Susie and I had a lovely day exploring the remaining big tourist sites around Battambang, and I'm not ashamed to say that they were great! We basically went down the checklist of places to see, and our fearless tuk-tuk driver Net continued to show us the best sites around.

First we went to Wat Phnom, where there is a temple similarly shaped to Angkor Wat (but much smaller and more precariously upkept). We also went into the bat caves, which were very heavily trafficked and missing most of the natural stalectites and stalegmites. We did see the "Crocodile Rock" though!
Bats in the trees near Battambang
See? It's a crocodile!

We also went to a winery. Yes, Cambodia has wineries. The signature wine was "The Best Special Red Wine." I have no idea what types of grapes they use and the wine was very very mediocre, but at least I know to be discerning in my purchasing and consuming of Cambodian "best special red wines."


We also stopped by the "Golden Gate" bridge. Seriously, today felt like being back in S.F.  Just a lot warmer with strange wine and a smaller bridge.

The Golden Gate Bridge, eh? Same same... but different.
Taking the bus back to Siem Reap tomorrow and then I'm off to Malaysia for Christmas!

Tuesday, December 18, 2012

Battambang

What an awesome name for a place - Battambang.

It's a fairly well-populated city about 3.5 hours bus ride from Siem Reap.  I met Susie, a German woman, on the bus and we decided to split a room and actually have some privacy from the huge 8-10 person dorms.  It's so nice! Especially after a pretty grueling bus ride (our driver honked every 4-5 seconds. The entire ride. Babies cried), it was great to have a quiet nice place to stay.

At our hostel, we met the fearless tuk-tuk driver Net, who has a veritable chariot of a tuk-tuk to shepherd us around the area. He set up a great itinerary for us and I thoroughly enjoyed our afternoon!

We drove through a small cemetery on our way to the sites
First we went to the Bamboo Railway and had a 1 hour ride to a small village and back. It was GORGEOUS and the ride was... quite thrilling. Basically a leg massage. Our driver let us try our hand at controlling the speed, and the views were stunning on both sites. It's a bit gimmicky, but I can't complain - I loved it!




Me and Susie
Fishermen
After the Bamboo Railway, we hiked to the top of Phnom Sampeou to see the temple and amazing views. Cambodia is really pretty :)
TIGER! It's me!

Haven't you always wanted a monkey?

View from the top!

View from the top!

Giant unfinished Buddha head, carved into the mountain.
And finally, we watched huge flocks of bats emerge from the nearby killing caves. The Khmer Rouge used to put bodies in the caves, and millions of bats live there and fly out every night around 6pm. AMAZING!
The cave from whence emerge the bats

THE BATS! They're everywhere!!

Monday, December 17, 2012

Angkor Wat


Angkor Wat is everything I hoped it would be*, and so much more.

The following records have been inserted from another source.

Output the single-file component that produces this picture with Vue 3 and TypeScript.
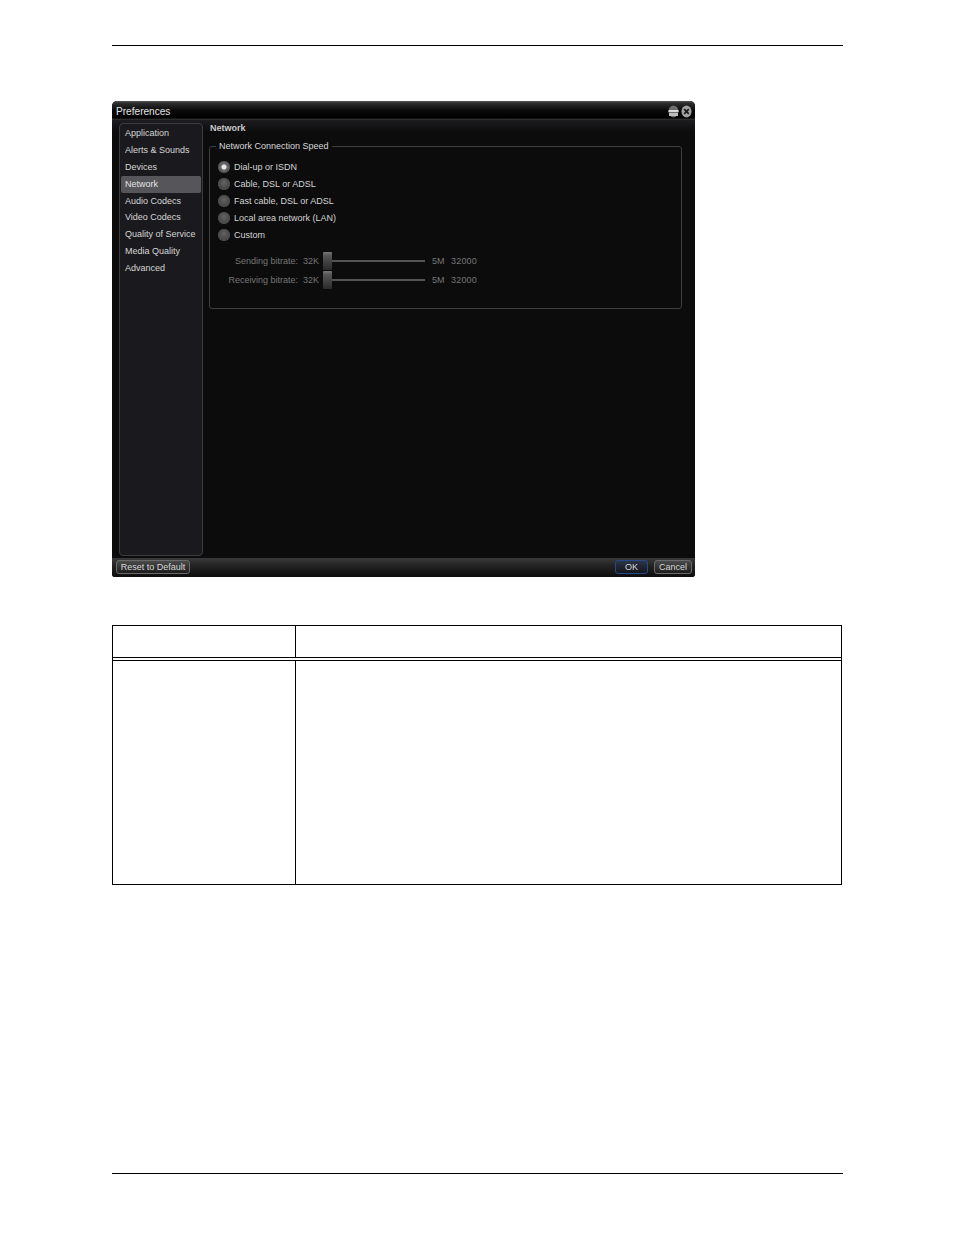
<script setup lang="ts">
const navItems = ['Application', 'Alerts & Sounds', 'Devices', 'Network', 'Audio Codecs', 'Video Codecs', 'Quality of Service', 'Media Quality', 'Advanced']
const speeds = ['Dial-up or ISDN', 'Cable, DSL or ADSL', 'Fast cable, DSL or ADSL', 'Local area network (LAN)', 'Custom']
const bitrates = ['Sending bitrate:', 'Receiving bitrate:']
</script>

<template>
  <div class="page">
    <div class="rule top-rule"></div>
    <div class="window">
      <div class="titlebar">
        <span class="title">Preferences</span>
        <div class="win-btns">
          <svg width="11" height="13" viewBox="0 0 11 13"><ellipse cx="5.5" cy="6.5" rx="5" ry="6" fill="#6e6e6e"/><rect x="0.5" y="5" width="10" height="2" fill="#d8d8d8"/><rect x="1" y="8" width="9" height="3" fill="#bdbdbd"/></svg>
          <svg width="11" height="13" viewBox="0 0 11 13"><ellipse cx="5.5" cy="6.5" rx="5" ry="6" fill="#a2a2a2"/><path d="M3.2 4.2 7.8 8.8M7.8 4.2 3.2 8.8" stroke="#1a1a1a" stroke-width="1.8"/></svg>
        </div>
      </div>
      <div class="body">
        <nav class="sidebar">
          <div v-for="item in navItems" :key="item" class="nav-item" :class="{ active: item === 'Network' }">{{ item }}</div>
        </nav>
        <main class="content">
          <div class="heading">Network</div>
          <fieldset class="group">
            <legend>Network Connection Speed</legend>
            <div class="radios">
              <div v-for="(s, i) in speeds" :key="s" class="radio-row">
                <span class="radio" :class="{ on: i === 0 }"></span>
                <span>{{ s }}</span>
              </div>
            </div>
            <div class="sliders">
              <div v-for="b in bitrates" :key="b" class="slider-row">
                <span class="s-label">{{ b }}</span>
                <span class="s-min">32K</span>
                <span class="s-track"><span class="s-thumb"></span></span>
                <span class="s-max">5M</span>
                <span class="s-val">32000</span>
              </div>
            </div>
          </fieldset>
        </main>
      </div>
      <div class="footer">
        <button class="btn reset">Reset to Default</button>
        <div class="footer-right">
          <button class="btn ok">OK</button>
          <button class="btn cancel">Cancel</button>
        </div>
      </div>
    </div>
    <div class="table">
      <div class="t-head">
        <div class="c1"></div>
        <div class="c2"></div>
      </div>
      <div class="t-row">
        <div class="c1"></div>
        <div class="c2"></div>
      </div>
    </div>
    <div class="rule bottom-rule"></div>
  </div>
</template>

<style>
html, body { margin: 0; background: #fff; }
</style>

<style scoped>
.page {
  width: 954px;
  height: 1235px;
  box-sizing: border-box;
  padding: 45px 111px 0 112px;
  background: #fff;
  font-family: "Liberation Sans", Arial, sans-serif;
  overflow: hidden;
}
.rule { height: 1px; background: #000; }
.window {
  width: 583px;
  height: 476px;
  margin-top: 55px;
  border-radius: 5px 5px 3px 3px;
  background: #0c0c0d;
  display: flex;
  flex-direction: column;
  overflow: hidden;
  font-size: 9px;
  color: #dcdcdc;
}
.titlebar {
  height: 19px;
  flex: none;
  display: flex;
  align-items: center;
  justify-content: space-between;
  padding: 0 3px 0 4px;
  background: linear-gradient(#555 0, #2c2c2c 12%, #0a0a0a 50%, #000 88%, #3a3a3a 100%);
}
.title { font-size: 10.1px; color: #e4e4e4; padding-top: 1px; }
.win-btns { display: flex; gap: 2px; margin-top: 1px; }
.body {
  flex: 1;
  display: flex;
  min-height: 0;
  background: linear-gradient(#1d1d1f 0, #0c0c0d 12px);
}
.sidebar {
  width: 82px;
  margin: 3px 0 3px 7px;
  border: 1px solid #3c3c40;
  border-radius: 4px;
  background: #1a1a1e;
  padding-top: 1px;
  flex: none;
  box-sizing: content-box;
  height: 430px;
}
.nav-item {
  height: 16.9px;
  line-height: 17.8px;
  margin: 0 1px;
  padding-left: 4px;
  color: #d6d6d6;
  white-space: nowrap;
}
.nav-item.active {
  background: #55555a;
  border-radius: 2px;
  color: #e4e4e4;
  line-height: 17px;
}
.content { flex: 1; padding: 3px 13px 0 6px; min-width: 0; }
.heading { font-weight: 700; font-size: 9px; color: #c9c9c9; height: 11px; line-height: 11px; padding-left: 1px; }
.group {
  margin: 7px 0 0;
  padding: 0;
  height: 168px;
  box-sizing: border-box;
  border: 1px solid #3e3e40;
  border-radius: 3px;
  min-width: 0;
}
legend {
  margin-left: 6px;
  padding: 0 3px;
  font-size: 9px;
  line-height: 11px;
  color: #d8d8d8;
}
.radios { padding: 6px 0 0 8px; }
.radio-row {
  height: 17px;
  display: flex;
  align-items: center;
  gap: 4px;
  color: #d4d4d4;
}
.radio {
  width: 12px;
  height: 12px;
  border-radius: 50%;
  background: radial-gradient(circle at 50% 40%, #626262, #383838);
  box-shadow: inset 0 0 0 1px #4c4c4c;
  flex: none;
}
.radio.on {
  background: radial-gradient(circle, #e8e8e8 0 2px, #6a6a6a 3px, #555 100%);
}
.sliders { padding-top: 9px; color: #767676; }
.slider-row { height: 18.5px; display: flex; align-items: center; }
.s-label { width: 88px; text-align: right; white-space: nowrap; }
.s-min { margin-left: 5px; width: 20px; }
.s-track {
  position: relative;
  width: 102px;
  height: 2px;
  background: #545454;
}
.s-thumb {
  position: absolute;
  left: 0;
  top: -8px;
  width: 9px;
  height: 18px;
  border-radius: 1px;
  background: linear-gradient(#777 0, #555 20%, #2a2a2a 100%);
}
.s-max { margin-left: 7px; width: 19px; }
.s-val { letter-spacing: 0.2px; }
.footer {
  height: 19px;
  flex: none;
  box-sizing: border-box;
  display: flex;
  align-items: center;
  justify-content: space-between;
  padding: 0 3px 2px;
  background: linear-gradient(#3a3a3a 0, #232323 40%, #0c0c0c 100%);
}
.footer-right { display: flex; gap: 6px; }
.btn {
  height: 14px;
  padding: 0;
  font: 9px "Liberation Sans", Arial, sans-serif;
  line-height: 12px;
  color: #d8d8d8;
  border: 1px solid #6a6a6a;
  border-radius: 3px;
  background: linear-gradient(#4a4a4a, #1c1c1c);
}
.reset { width: 74px; margin-left: 1px; }
.ok { width: 33px; border-color: #254a8c; background: linear-gradient(#2c3446, #14161c); }
.cancel { width: 38px; }
.table {
  margin-top: 48px;
  width: 730px;
  height: 260px;
  box-sizing: border-box;
  border: 1px solid #000;
  display: flex;
  flex-direction: column;
}
.t-head {
  height: 31px;
  display: flex;
  border-bottom: 1px solid #000;
  flex: none;
}
.t-row {
  flex: 1;
  display: flex;
  margin-top: 2px;
  border-top: 1px solid #000;
}
.c1 { width: 182px; border-right: 1px solid #000; flex: none; }
.c2 { flex: 1; }
.bottom-rule { margin-top: 288px; }
</style>
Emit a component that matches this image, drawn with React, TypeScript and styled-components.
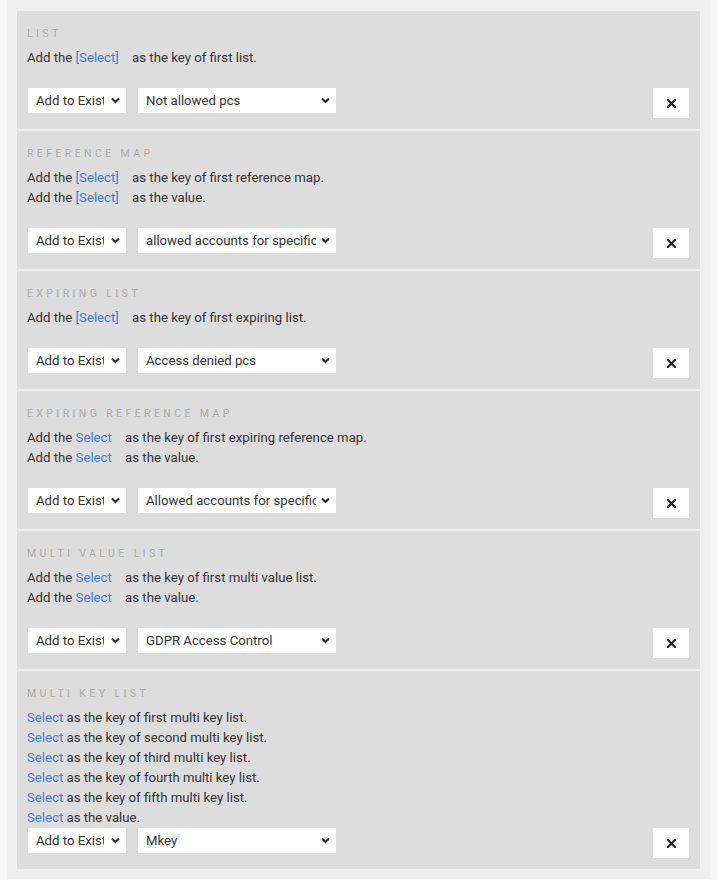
import React from "react";
import styled, { createGlobalStyle } from "styled-components";

const Global = createGlobalStyle`
  html, body { margin: 0; padding: 0; background: #f7f7f7; }
  body { font-family: Roboto, "Liberation Sans", Arial, sans-serif; color: #333; }
`;

const Page = styled.div`
  margin: 0 7px;
  padding: 11px 10px 10px;
  background: #efefef;
  display: flex;
  flex-direction: column;
  gap: 2px;
`;

const Section = styled.section`
  background: #dddddd;
  padding: 15px 11px 11px 10px;
  display: flex;
  flex-direction: column;
`;

const Title = styled.div`
  font-size: 10.5px;
  line-height: 16px;
  letter-spacing: 3.4px;
  color: #ababab;
  text-transform: uppercase;
  margin-bottom: 6px;
`;

const TextBlock = styled.div<{ $spaced: boolean }>`
  font-size: 13.2px;
  line-height: 20px;
  color: #333;
  margin-bottom: ${(p) => (p.$spaced ? "20px" : "0")};
`;

const Link = styled.span<{ $gap: boolean }>`
  color: #3b7dd8;
  cursor: pointer;
  margin-right: ${(p) => (p.$gap ? "10px" : "0")};
`;

const Controls = styled.div`
  display: flex;
  align-items: flex-start;
  gap: 12px;
  padding-left: 1px;
`;

const SelectWrap = styled.div<{ $w: number }>`
  position: relative;
  width: ${(p) => p.$w}px;
  height: 25px;
`;

const NativeSelect = styled.select<{ $pr: number }>`
  appearance: none;
  -webkit-appearance: none;
  width: 100%;
  height: 25px;
  border: none;
  border-radius: 0;
  outline: none;
  background: #fff;
  font-family: Roboto, "Liberation Sans", Arial, sans-serif;
  font-size: 13.2px;
  color: #333;
  padding: 0 ${(p) => p.$pr}px 0 8px;
  margin: 0;
`;

const Chevron = styled.svg`
  position: absolute;
  right: 6px;
  top: 9px;
  pointer-events: none;
`;

const Spacer = styled.div`
  flex: 1;
`;

const CloseButton = styled.button`
  width: 36px;
  height: 30px;
  border: none;
  background: #fff;
  display: flex;
  align-items: center;
  justify-content: center;
  padding: 0;
  cursor: pointer;
`;

type Line = { pre?: string; link: string; post: string; gap: boolean };

type SectionData = {
  title: string;
  lines: Line[];
  value: string;
  spaced: boolean;
};

const sections: SectionData[] = [
  {
    title: "List",
    lines: [{ pre: "Add the ", link: "[Select]", post: " as the key of first list.", gap: true }],
    value: "Not allowed pcs",
    spaced: true,
  },
  {
    title: "Reference Map",
    lines: [
      { pre: "Add the ", link: "[Select]", post: " as the key of first reference map.", gap: true },
      { pre: "Add the ", link: "[Select]", post: " as the value.", gap: true },
    ],
    value: "allowed accounts for specific",
    spaced: true,
  },
  {
    title: "Expiring List",
    lines: [{ pre: "Add the ", link: "[Select]", post: " as the key of first expiring list.", gap: true }],
    value: "Access denied pcs",
    spaced: true,
  },
  {
    title: "Expiring Reference Map",
    lines: [
      { pre: "Add the ", link: "Select", post: " as the key of first expiring reference map.", gap: true },
      { pre: "Add the ", link: "Select", post: " as the value.", gap: true },
    ],
    value: "Allowed accounts for specific",
    spaced: true,
  },
  {
    title: "Multi Value List",
    lines: [
      { pre: "Add the ", link: "Select", post: " as the key of first multi value list.", gap: true },
      { pre: "Add the ", link: "Select", post: " as the value.", gap: true },
    ],
    value: "GDPR Access Control",
    spaced: true,
  },
  {
    title: "Multi Key List",
    lines: [
      { link: "Select", post: " as the key of first multi key list.", gap: false },
      { link: "Select", post: " as the key of second multi key list.", gap: false },
      { link: "Select", post: " as the key of third multi key list.", gap: false },
      { link: "Select", post: " as the key of fourth multi key list.", gap: false },
      { link: "Select", post: " as the key of fifth multi key list.", gap: false },
      { link: "Select", post: " as the value.", gap: false },
    ],
    value: "Mkey",
    spaced: false,
  },
];

const ChevronIcon = () => (
  <Chevron width="9" height="7" viewBox="0 0 9 7">
    <polyline points="1,1.5 4.5,5 8,1.5" fill="none" stroke="#222" strokeWidth="2" />
  </Chevron>
);

const Dropdown = ({ width, value, pr }: { width: number; value: string; pr: number }) => (
  <SelectWrap $w={width}>
    <NativeSelect defaultValue={value} $pr={pr}>
      <option value={value}>{value}</option>
    </NativeSelect>
    <ChevronIcon />
  </SelectWrap>
);

const CloseIcon = () => (
  <svg width="9" height="9" viewBox="0 0 9 9">
    <path d="M1 1 L8 8 M8 1 L1 8" stroke="#222" strokeWidth="2.2" strokeLinecap="square" />
  </svg>
);

export default function App() {
  return (
    <>
      <Global />
      <Page>
        {sections.map((s) => (
          <Section key={s.title}>
            <Title>{s.title}</Title>
            <TextBlock $spaced={s.spaced}>
              {s.lines.map((l, i) => (
                <div key={i}>
                  {l.pre}
                  <Link $gap={l.gap}>{l.link}</Link>
                  {l.post}
                </div>
              ))}
            </TextBlock>
            <Controls>
              <Dropdown width={98} value="Add to Existing" pr={22} />
              <Dropdown width={198} value={s.value} pr={20} />
              <Spacer />
              <CloseButton aria-label="Remove">
                <CloseIcon />
              </CloseButton>
            </Controls>
          </Section>
        ))}
      </Page>
    </>
  );
}
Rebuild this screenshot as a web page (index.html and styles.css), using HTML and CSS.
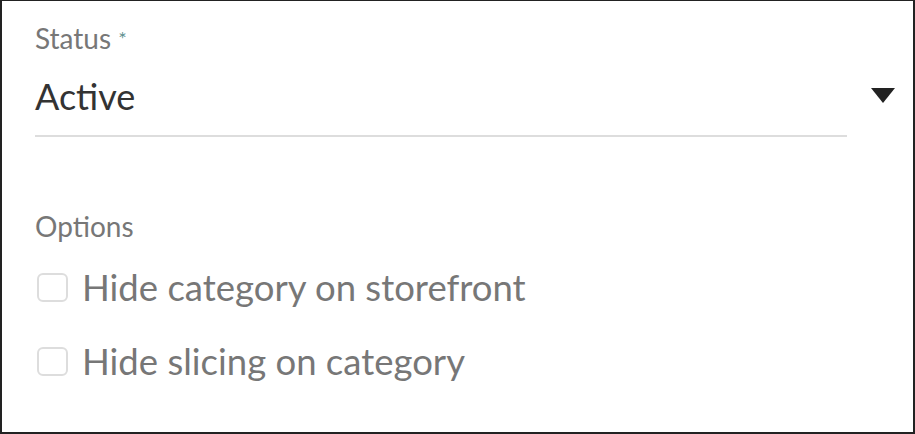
FILE: index.html
```html
<!DOCTYPE html>
<html>
<head>
<meta charset="utf-8">
<link rel="stylesheet" href="styles.css">
</head>
<body>
<div class="frame">
  <div class="field">
    <div class="label">Status <span class="req">*</span></div>
    <div class="select-row">
      <div class="select">Active</div>
      <svg class="caret" width="24" height="15" viewBox="0 0 24 15"><polygon points="0,0 24,0 12,15" fill="#222"/></svg>
    </div>
  </div>
  <div class="options">
    <div class="label options-label">Options</div>
    <label class="check"><span class="box"></span><span class="check-text">Hide category on storefront</span></label>
    <label class="check"><span class="box"></span><span class="check-text">Hide slicing on category</span></label>
  </div>
</div>
</body>
</html>
```
FILE: styles.css
```css
html, body { margin: 0; padding: 0; background: #fff; }
.frame {
  width: 915px;
  height: 434px;
  box-sizing: border-box;
  border: 2px solid #222;
  border-top-width: 1px;
  padding: 20px 0 0 33px;
  font-family: Lato, "Open Sans", "Liberation Sans", sans-serif;
}
.label { font-size: 28px; color: #777; line-height: 34px; }
.req { color: #5f8f8f; font-size: 20px; vertical-align: top; }
.select-row { display: flex; align-items: center; }
.select {
  width: 812px;
  font-size: 36px;
  color: #333;
  line-height: 50px;
  padding: 16px 0 14px;
  border-bottom: 2px solid #ddd;
}
.caret { margin: -2px 0 0 24px; }
.options { margin-top: 72px; }
.options-label { margin-bottom: 7px; }
.check { display: flex; align-items: center; gap: 14px; height: 74px; }
.box {
  width: 27px; height: 25px;
  border: 2px solid #ddd;
  border-radius: 6px;
  margin-left: 2px;
}
.check-text { font-size: 36.5px; color: #777; }
```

*Except there are no statues that come alive and fight you like in Tomb Raider... I can't say I'm disappointed exactly, since I didn't bring my semi-automatic pistols to fight them off, but I was kind of hoping...
Yeah it's kind of AWESOME.
Seriously though, this whole area is gorgeous. It's some of the most heavily forested area in Cambodia (said a tour guide) so there are monkeys, tons of birds, and beautiful ruins of Buddhist and Hindu temples scattered around the area. Angkor Wat is the most iconic, but there are dozens of other temples within biking distance. We woke up at 5am to bike to sunrise at Angkor Wat - you can see the towers behind me to the left. GORGEOUS!

Sunrise at Angkor Wat
Courtyard in Angkor Wat as the sun rose

This post is mostly going to be photos since they speak for themselves. I met up with a group of Americans who are traveling after studying abroad in China, and we biked around the whole complex for about 8 hours yesterday. I biked another 10-15 km today to see more temples, and I still have one day left on my pass... maybe I'll be back for thirds! I still haven't seen even close to everything Siem Reap and Angkor Wat have to offer.

My trusty steed
The intact carvings are so beautiful!

Most of the temples are in various states of disrepair or ruin. The temples were largely abandoned or actively destroyed in the 12th and 13th century, when the kings of the Khmer & their conquerors stopped supporting Buddhism and Hinduism in turn and destroyed many religious relics out of spite.  Most restoration has only been in the last 20 years and is progressing slowly, but it's a World Heritage Site so hopefully UNESCO and other private organizations can keep up the good work. These sites are too significant to be lost!

Ruins at Prah Khan
A MONKEY! I'll spare you the photo of it sticking its butt at me...
Baphuon Temple
Sleeping Buddha - can you see the face on the left side? 
You can lead a horse to Angkor Wat(er). The end.
 There were smaller temples scattered around the area as well, and being on a bike made it very easy to stop off and explore whenever we saw something between the trees.

Max checking the map...
Stone faces at Bayon Temple
All the temples had Buddha offerings and incense. Very beautiful!

Fig trees have overgrown some of the temples, like Ta Prohm

This is what existed in between temples. Beautiful grass and skinny cows.

Tomorrow I go to Battambang for a day or two - I've heard it's gorgeous and am very excited to see for myself!